**EXERCISE INSTRUCTIONS**
Repeat the listing word for word. No pictures belong in the copy.

**RAW DATA**

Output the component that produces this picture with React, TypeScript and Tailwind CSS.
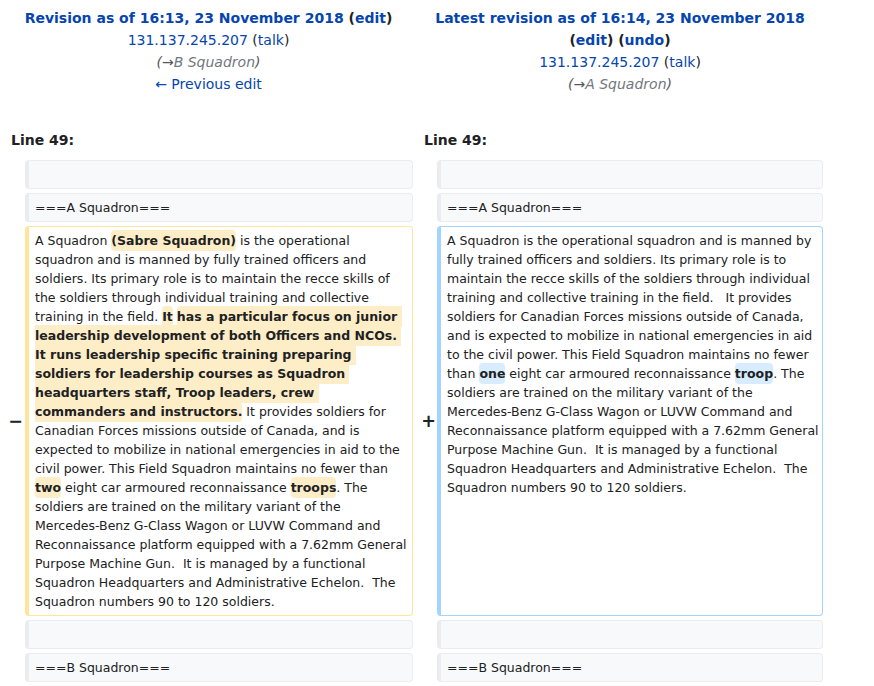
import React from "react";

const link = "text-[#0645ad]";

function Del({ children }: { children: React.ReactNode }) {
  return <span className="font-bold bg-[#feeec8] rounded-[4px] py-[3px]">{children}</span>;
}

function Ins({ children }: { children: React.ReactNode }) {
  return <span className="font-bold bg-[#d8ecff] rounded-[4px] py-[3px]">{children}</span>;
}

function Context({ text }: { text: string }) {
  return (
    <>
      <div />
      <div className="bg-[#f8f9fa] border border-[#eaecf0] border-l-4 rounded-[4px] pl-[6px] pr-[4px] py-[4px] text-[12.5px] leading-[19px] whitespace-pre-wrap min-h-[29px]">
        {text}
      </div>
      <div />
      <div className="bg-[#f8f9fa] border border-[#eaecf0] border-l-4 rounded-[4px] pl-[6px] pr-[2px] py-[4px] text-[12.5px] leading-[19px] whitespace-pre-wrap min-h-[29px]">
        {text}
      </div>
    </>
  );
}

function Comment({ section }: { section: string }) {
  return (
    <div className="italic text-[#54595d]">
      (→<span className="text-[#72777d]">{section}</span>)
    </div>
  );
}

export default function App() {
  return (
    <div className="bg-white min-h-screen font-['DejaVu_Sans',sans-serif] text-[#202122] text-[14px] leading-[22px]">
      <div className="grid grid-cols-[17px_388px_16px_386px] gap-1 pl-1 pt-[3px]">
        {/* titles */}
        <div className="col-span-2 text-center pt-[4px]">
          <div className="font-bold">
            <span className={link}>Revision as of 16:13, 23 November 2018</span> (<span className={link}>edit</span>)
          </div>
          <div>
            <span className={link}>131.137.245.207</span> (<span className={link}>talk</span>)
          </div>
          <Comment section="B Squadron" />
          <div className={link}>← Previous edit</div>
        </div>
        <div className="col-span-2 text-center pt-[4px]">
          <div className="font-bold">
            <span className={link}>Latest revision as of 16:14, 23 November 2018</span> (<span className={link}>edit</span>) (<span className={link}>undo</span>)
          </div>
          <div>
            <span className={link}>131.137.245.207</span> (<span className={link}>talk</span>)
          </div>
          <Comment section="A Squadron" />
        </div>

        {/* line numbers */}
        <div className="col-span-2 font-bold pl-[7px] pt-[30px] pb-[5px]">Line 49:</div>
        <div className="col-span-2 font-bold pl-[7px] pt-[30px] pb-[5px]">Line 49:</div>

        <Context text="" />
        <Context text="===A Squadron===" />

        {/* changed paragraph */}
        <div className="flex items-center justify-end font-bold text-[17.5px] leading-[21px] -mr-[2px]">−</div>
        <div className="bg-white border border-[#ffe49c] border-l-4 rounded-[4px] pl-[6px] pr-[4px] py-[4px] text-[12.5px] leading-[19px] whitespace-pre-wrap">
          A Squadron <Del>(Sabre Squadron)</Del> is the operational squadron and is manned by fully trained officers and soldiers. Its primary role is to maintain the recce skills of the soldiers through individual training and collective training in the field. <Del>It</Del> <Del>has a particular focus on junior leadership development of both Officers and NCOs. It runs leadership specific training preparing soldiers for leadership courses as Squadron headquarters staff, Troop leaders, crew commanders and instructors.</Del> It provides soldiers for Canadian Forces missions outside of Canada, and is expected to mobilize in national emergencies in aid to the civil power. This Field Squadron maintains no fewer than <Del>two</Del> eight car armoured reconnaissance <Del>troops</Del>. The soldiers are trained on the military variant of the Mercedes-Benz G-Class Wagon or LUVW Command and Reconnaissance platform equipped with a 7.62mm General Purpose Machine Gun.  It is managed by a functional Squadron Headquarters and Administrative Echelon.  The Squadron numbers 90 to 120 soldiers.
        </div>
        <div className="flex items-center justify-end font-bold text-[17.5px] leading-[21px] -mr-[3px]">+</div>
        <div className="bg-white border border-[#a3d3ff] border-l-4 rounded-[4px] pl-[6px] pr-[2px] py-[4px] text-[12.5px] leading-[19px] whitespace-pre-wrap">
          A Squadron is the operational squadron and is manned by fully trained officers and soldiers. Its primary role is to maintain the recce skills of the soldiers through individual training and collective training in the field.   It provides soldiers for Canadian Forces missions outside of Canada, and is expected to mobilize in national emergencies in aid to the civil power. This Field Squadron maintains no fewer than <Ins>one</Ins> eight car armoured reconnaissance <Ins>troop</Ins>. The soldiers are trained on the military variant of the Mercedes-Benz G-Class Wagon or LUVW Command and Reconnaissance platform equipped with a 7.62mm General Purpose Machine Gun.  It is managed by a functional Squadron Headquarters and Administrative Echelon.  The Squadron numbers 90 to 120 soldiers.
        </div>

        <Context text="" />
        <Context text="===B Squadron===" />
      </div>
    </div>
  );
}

**REPLY TO THE EXERCISE**
Output the component that produces this picture with React, TypeScript and Tailwind CSS.
import React from "react";

const link = "text-[#0645ad]";

function Del({ children }: { children: React.ReactNode }) {
  return <span className="font-bold bg-[#feeec8] rounded-[4px] py-[3px]">{children}</span>;
}

function Ins({ children }: { children: React.ReactNode }) {
  return <span className="font-bold bg-[#d8ecff] rounded-[4px] py-[3px]">{children}</span>;
}

function Context({ text }: { text: string }) {
  return (
    <>
      <div />
      <div className="bg-[#f8f9fa] border border-[#eaecf0] border-l-4 rounded-[4px] pl-[6px] pr-[4px] py-[4px] text-[12.5px] leading-[19px] whitespace-pre-wrap min-h-[29px]">
        {text}
      </div>
      <div />
      <div className="bg-[#f8f9fa] border border-[#eaecf0] border-l-4 rounded-[4px] pl-[6px] pr-[2px] py-[4px] text-[12.5px] leading-[19px] whitespace-pre-wrap min-h-[29px]">
        {text}
      </div>
    </>
  );
}

function Comment({ section }: { section: string }) {
  return (
    <div className="italic text-[#54595d]">
      (→<span className="text-[#72777d]">{section}</span>)
    </div>
  );
}

export default function App() {
  return (
    <div className="bg-white min-h-screen font-['DejaVu_Sans',sans-serif] text-[#202122] text-[14px] leading-[22px]">
      <div className="grid grid-cols-[17px_388px_16px_386px] gap-1 pl-1 pt-[3px]">
        {/* titles */}
        <div className="col-span-2 text-center pt-[4px]">
          <div className="font-bold">
            <span className={link}>Revision as of 16:13, 23 November 2018</span> (<span className={link}>edit</span>)
          </div>
          <div>
            <span className={link}>131.137.245.207</span> (<span className={link}>talk</span>)
          </div>
          <Comment section="B Squadron" />
          <div className={link}>← Previous edit</div>
        </div>
        <div className="col-span-2 text-center pt-[4px]">
          <div className="font-bold">
            <span className={link}>Latest revision as of 16:14, 23 November 2018</span> (<span className={link}>edit</span>) (<span className={link}>undo</span>)
          </div>
          <div>
            <span className={link}>131.137.245.207</span> (<span className={link}>talk</span>)
          </div>
          <Comment section="A Squadron" />
        </div>

        {/* line numbers */}
        <div className="col-span-2 font-bold pl-[7px] pt-[30px] pb-[5px]">Line 49:</div>
        <div className="col-span-2 font-bold pl-[7px] pt-[30px] pb-[5px]">Line 49:</div>

        <Context text="" />
        <Context text="===A Squadron===" />

        {/* changed paragraph */}
        <div className="flex items-center justify-end font-bold text-[17.5px] leading-[21px] -mr-[2px]">−</div>
        <div className="bg-white border border-[#ffe49c] border-l-4 rounded-[4px] pl-[6px] pr-[4px] py-[4px] text-[12.5px] leading-[19px] whitespace-pre-wrap">
          A Squadron <Del>(Sabre Squadron)</Del> is the operational squadron and is manned by fully trained officers and soldiers. Its primary role is to maintain the recce skills of the soldiers through individual training and collective training in the field. <Del>It</Del> <Del>has a particular focus on junior leadership development of both Officers and NCOs. It runs leadership specific training preparing soldiers for leadership courses as Squadron headquarters staff, Troop leaders, crew commanders and instructors.</Del> It provides soldiers for Canadian Forces missions outside of Canada, and is expected to mobilize in national emergencies in aid to the civil power. This Field Squadron maintains no fewer than <Del>two</Del> eight car armoured reconnaissance <Del>troops</Del>. The soldiers are trained on the military variant of the Mercedes-Benz G-Class Wagon or LUVW Command and Reconnaissance platform equipped with a 7.62mm General Purpose Machine Gun.  It is managed by a functional Squadron Headquarters and Administrative Echelon.  The Squadron numbers 90 to 120 soldiers.
        </div>
        <div className="flex items-center justify-end font-bold text-[17.5px] leading-[21px] -mr-[3px]">+</div>
        <div className="bg-white border border-[#a3d3ff] border-l-4 rounded-[4px] pl-[6px] pr-[2px] py-[4px] text-[12.5px] leading-[19px] whitespace-pre-wrap">
          A Squadron is the operational squadron and is manned by fully trained officers and soldiers. Its primary role is to maintain the recce skills of the soldiers through individual training and collective training in the field.   It provides soldiers for Canadian Forces missions outside of Canada, and is expected to mobilize in national emergencies in aid to the civil power. This Field Squadron maintains no fewer than <Ins>one</Ins> eight car armoured reconnaissance <Ins>troop</Ins>. The soldiers are trained on the military variant of the Mercedes-Benz G-Class Wagon or LUVW Command and Reconnaissance platform equipped with a 7.62mm General Purpose Machine Gun.  It is managed by a functional Squadron Headquarters and Administrative Echelon.  The Squadron numbers 90 to 120 soldiers.
        </div>

        <Context text="" />
        <Context text="===B Squadron===" />
      </div>
    </div>
  );
}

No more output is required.